Walk down Crown Street or through the laneways behind Fairy Creek Wines in recent weeks, and you'll notice something has shifted. The faded tags and weathered throw-ups that dominated these spaces for years are rapidly disappearing, replaced by commissioned murals, stencil work, and large-scale installations that have sparked conversation across Wollongong.
This isn't accidental. The Wollongong City Council's new Creative Districts Initiative, quietly launched in early June, has allocated $180,000 to transform four key precincts—Crown Street, Fairy Creek, the Belmore Basin precinct, and Stewart Street—into curated creative hubs. The move marks a decisive shift from the city's previous hands-off approach to street art.
"We're seeing a real generational divide in how people are responding," says one Fairy Creek resident who requested anonymity. "Some locals love the polished aesthetic. Others feel like the soul of the street is being sanitised."
The tension is real. Under the new scheme, artists must apply for wall permits through the council's Design Review Panel—a process that's already revealed friction between established street artists and the institutional gatekeepers now shaping the city's visual identity. Three established Wollongong crews have publicly expressed frustration about application rejection rates sitting above 40 per cent in the pilot phase.
Yet property owners are celebrating. Crown Street retailers report increased foot traffic since murals began appearing. One shopkeeper noted a 15 per cent uptick in store visits during June, attributing it to Instagram-worthy installations drawing younger demographics into the precinct.
The council has also partnered with local design schools and the Wollongong Gallery to mentor emerging artists, offering paid commissions ranging from $3,000 to $12,000 for qualified practitioners. That's money flowing directly into the creative economy—though it remains to be seen whether this formalisation strengthens or diminishes Wollongong's raw, authentic street culture.

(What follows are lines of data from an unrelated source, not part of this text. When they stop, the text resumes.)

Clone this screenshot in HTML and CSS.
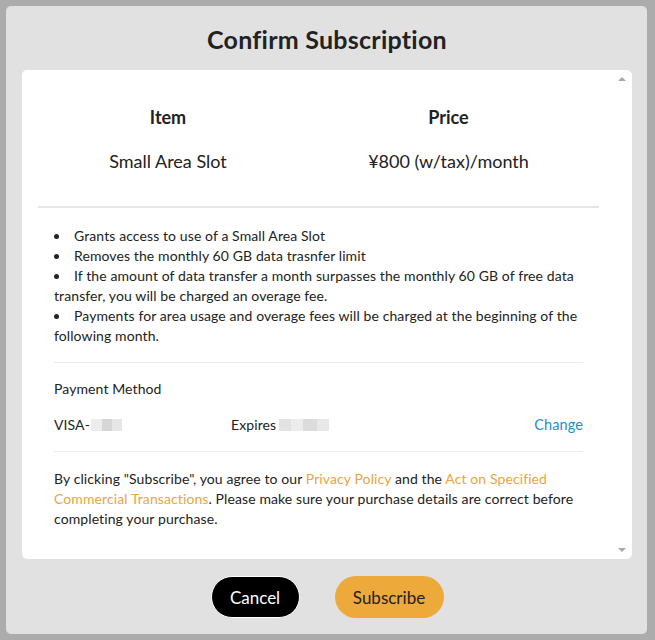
FILE: index.html
```html
<!DOCTYPE html>
<html>
<head>
<meta charset="utf-8">
<link rel="stylesheet" href="styles.css">
</head>
<body>
<div class="modal">
  <h1 class="title">Confirm Subscription</h1>
  <div class="card">
    <div class="scroll-up"></div>
    <div class="scroll-down"></div>
    <div class="summary">
      <div class="th">Item</div>
      <div class="th">Price</div>
      <div class="td">Small Area Slot</div>
      <div class="td">¥800 (w/tax)/month</div>
    </div>
    <div class="body">
      <ul class="points">
        <li>Grants access to use of a Small Area Slot</li>
        <li>Removes the monthly 60 GB data trasnfer limit</li>
        <li>If the amount of data transfer a month surpasses the monthly 60 GB of free data transfer, you will be charged an overage fee.</li>
        <li>Payments for area usage and overage fees will be charged at the beginning of the following month.</li>
      </ul>
      <div class="payment">
        <div class="pm-label">Payment Method</div>
        <div class="pm-row">
          <div class="card-no">VISA-<span class="blur b1"></span><span class="blur b2"></span><span class="blur b3"></span></div>
          <div class="expires">Expires <span class="blur b4"></span><span class="blur b5"></span><span class="blur b6"></span><span class="blur b7"></span></div>
          <a class="change">Change</a>
        </div>
      </div>
      <p class="terms">By clicking "Subscribe", you agree to our <a class="link">Privacy Policy</a> and the <a class="link">Act on Specified Commercial Transactions</a>. Please make sure your purchase details are correct before completing your purchase.</p>
    </div>
  </div>
  <div class="actions">
    <button class="btn cancel">Cancel</button>
    <button class="btn subscribe">Subscribe</button>
  </div>
</div>
</body>
</html>
```
FILE: styles.css
```css
html, body {
  margin: 0;
  padding: 0;
}
body {
  background: #acacac;
  font-family: "Lato", "Open Sans", sans-serif;
  color: #222;
  width: 655px;
  height: 640px;
  overflow: hidden;
}
.modal {
  margin: 6px 8px 0 6px;
  height: 628px;
  background: #e1e1e1;
  border-radius: 5px;
  display: flex;
  flex-direction: column;
  padding: 0 15px 0 16px;
  box-sizing: border-box;
}
.title {
  margin: 0;
  height: 64px;
  box-sizing: border-box;
  padding-top: 18px;
  text-align: center;
  font-size: 25px;
  line-height: 30px;
  letter-spacing: 0.25px;
  font-weight: 700;
  color: #222;
}
.card {
  position: relative;
  background: #fff;
  border-radius: 5px;
  height: 489px;
  box-sizing: border-box;
  padding: 0 33px 0 16px;
}
.scroll-up, .scroll-down {
  position: absolute;
  right: 6px;
  width: 0;
  height: 0;
  border-left: 4px solid transparent;
  border-right: 4px solid transparent;
}
.scroll-up {
  top: 7px;
  border-bottom: 4px solid #a8a8a8;
}
.scroll-down {
  bottom: 7px;
  border-top: 4px solid #a8a8a8;
}
.summary {
  display: grid;
  grid-template-columns: 260px 1fr;
  row-gap: 20px;
  padding: 35px 0 33px;
  border-bottom: 2px solid #e4e4ea;
  text-align: center;
}
.th {
  font-size: 18px;
  font-weight: 700;
  line-height: 24px;
}
.td {
  font-size: 18px;
  line-height: 24px;
}
.body {
  padding: 0 16px;
  font-size: 14px;
  line-height: 20px;
  letter-spacing: 0.1px;
}
.points {
  margin: 0;
  padding: 18px 0 16px;
  list-style: none;
  border-bottom: 1px solid #ececec;
}
.points li::before {
  content: "";
  display: inline-block;
  width: 5px;
  height: 5px;
  border-radius: 50%;
  background: #222;
  margin: 0 15px 2px 0;
  vertical-align: middle;
}
.payment {
  padding: 16px 0 16px;
  border-bottom: 1px solid #ececec;
}
.pm-label {
  margin-bottom: 16px;
}
.pm-row {
  display: flex;
  align-items: center;
}
.card-no {
  width: 177px;
  display: flex;
  align-items: center;
}
.expires {
  flex: 1;
  display: flex;
  align-items: center;
}
.blur {
  display: inline-block;
  height: 12px;
  background: #e4e4e4;
}
.b1 { width: 11px; background: #ececec; margin-left: 1px; }
.b2 { width: 10px; background: #d6d6d6; }
.b3 { width: 10px; background: #e6e6e6; }
.b4 { width: 12px; background: #e2e2e2; margin-left: 3px; }
.b5 { width: 12px; background: #ececec; }
.b6 { width: 14px; background: #dcdcdc; }
.b7 { width: 12px; background: #e8e8e8; }
.change {
  color: #1e8fcf;
  font-size: 14.5px;
}
.terms {
  margin: 0;
  padding: 17px 0 0;
}
.link {
  color: #eaa540;
}
.actions {
  display: flex;
  justify-content: center;
  gap: 35px;
  padding-top: 17px;
}
.btn {
  font-family: inherit;
  font-size: 17px;
  height: 42px;
  border-radius: 21px;
  padding: 0 10px;
  cursor: pointer;
}
.cancel {
  background: #000;
  color: #fff;
  border: 1px solid #fff;
  width: 89px;
}
.subscribe {
  background: #eda93a;
  color: #222;
  border: none;
  width: 109px;
}
```
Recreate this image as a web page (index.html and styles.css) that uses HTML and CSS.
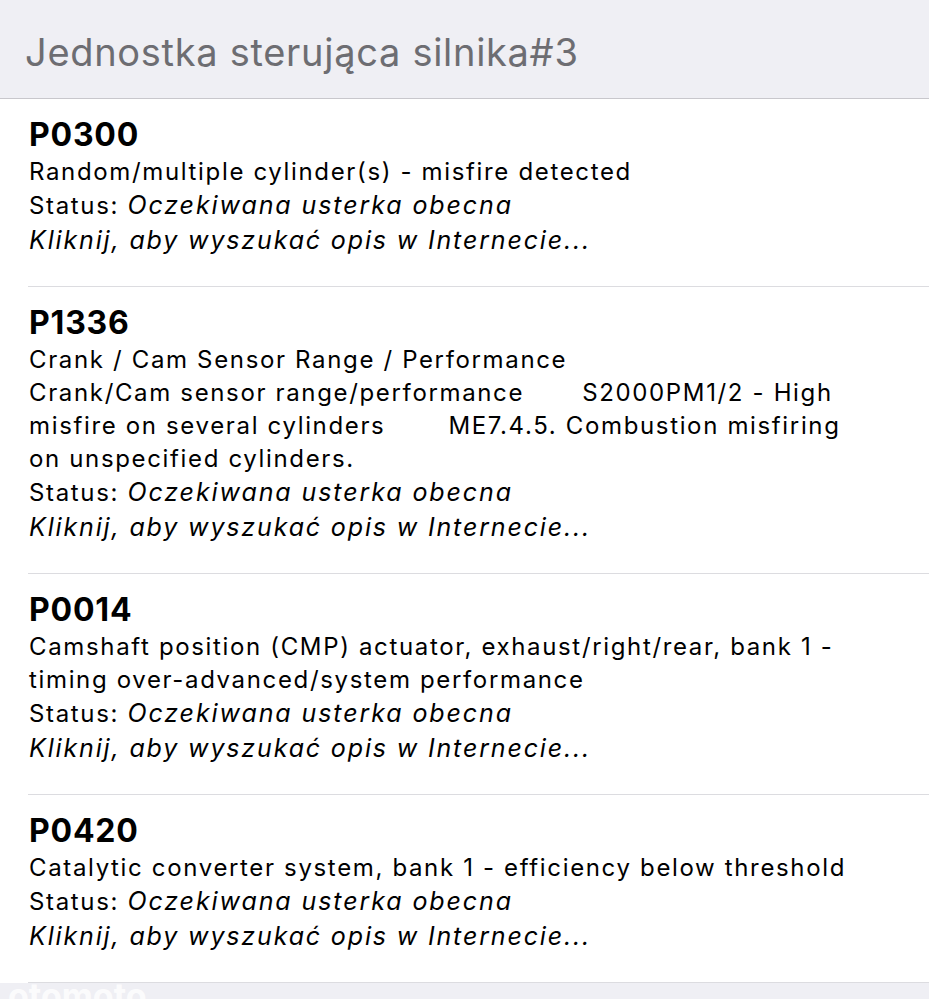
FILE: index.html
```html
<!DOCTYPE html>
<html lang="pl">
<head>
<meta charset="utf-8">
<title>Jednostka sterująca silnika#3</title>
<link rel="stylesheet" href="styles.css">
</head>
<body>
<div class="screen">
  <header class="header">
    <h1 class="header-title">Jednostka sterująca silnika#3</h1>
  </header>
  <ul class="list">
    <li class="item">
      <div class="code">P0300</div>
      <div class="desc">Random/multiple cylinder(s) - misfire detected</div>
      <div class="status">Status: <em>Oczekiwana usterka obecna</em></div>
      <div class="link">Kliknij, aby wyszukać opis w Internecie...</div>
    </li>
    <li class="item">
      <div class="code">P1336</div>
      <div class="desc">Crank / Cam Sensor Range / Performance<br>Crank/Cam sensor range/performance<span class="gap g1"></span>S2000PM1/2 - High<br>misfire on several cylinders<span class="gap g2"></span>ME7.4.5. Combustion misfiring<br>on unspecified cylinders.</div>
      <div class="status">Status: <em>Oczekiwana usterka obecna</em></div>
      <div class="link">Kliknij, aby wyszukać opis w Internecie...</div>
    </li>
    <li class="item">
      <div class="code">P0014</div>
      <div class="desc">Camshaft position (CMP) actuator, exhaust/right/rear, bank 1 -<br>timing over-advanced/system performance</div>
      <div class="status">Status: <em>Oczekiwana usterka obecna</em></div>
      <div class="link">Kliknij, aby wyszukać opis w Internecie...</div>
    </li>
    <li class="item">
      <div class="code">P0420</div>
      <div class="desc">Catalytic converter system, bank 1 - efficiency below threshold</div>
      <div class="status">Status: <em>Oczekiwana usterka obecna</em></div>
      <div class="link">Kliknij, aby wyszukać opis w Internecie...</div>
    </li>
  </ul>
  <footer class="footer"><span class="watermark">otomoto</span></footer>
</div>
</body>
</html>
```

FILE: styles.css
```css
* { box-sizing: border-box; }
html, body { margin: 0; padding: 0; background: #ffffff; }
body {
  font-family: Inter, "Noto Sans", "Liberation Sans", sans-serif;
  color: #000;
}
.screen {
  width: 929px;
  height: 999px;
  overflow: hidden;
  display: flex;
  flex-direction: column;
}
.header {
  height: 99px;
  background: #efeff4;
  border-bottom: 1px solid #c8c7cc;
  padding: 25px 0 0 25px;
  flex: none;
}
.header-title {
  margin: 0;
  font-size: 38px;
  font-weight: 400;
  line-height: 54px;
  color: #6d6d72;
  letter-spacing: 0.7px;
}
.list {
  list-style: none;
  margin: 0;
  padding: 0 0 0 28px;
  flex: none;
}
.item {
  padding: 16px 0 28px 1px;
  border-bottom: 1px solid #dcdce0;
}
.code {
  font-size: 32px;
  font-weight: 700;
  line-height: 40px;
  letter-spacing: 0.8px;
}
.desc {
  font-size: 24px;
  line-height: 33px;
  white-space: nowrap;
  letter-spacing: 1.65px;
}
.status, .link {
  font-size: 24px;
  line-height: 35px;
  letter-spacing: 1.65px;
}
.status em { font-style: italic; font-size: 25px; letter-spacing: 1.9px; }
.link { font-style: italic; font-size: 25px; letter-spacing: 1.85px; }
.gap { display: inline-block; }
.g1 { width: 58px; }
.g2 { width: 63px; }
.footer {
  flex: 1;
  background: #efeff4;
  position: relative;
  overflow: hidden;
}
.watermark {
  position: absolute;
  left: 8px;
  top: -4px;
  font-size: 34px;
  font-weight: 700;
  color: rgba(255,255,255,0.8);
  line-height: 34px;
}
```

What's driving this now? Council planning documents suggest the initiative is partly a response to Melbourne and Sydney's success in branding themselves as design destinations. Wollongong wants a slice of that cultural capital, and the numbers suggest it's working: Google searches for "Wollongong street art" have spiked 340 per cent since the initiative launched.
The real story isn't whether these murals look good. It's about who controls the narrative of our city's streets—and whether regulated creativity can ever feel genuinely alive.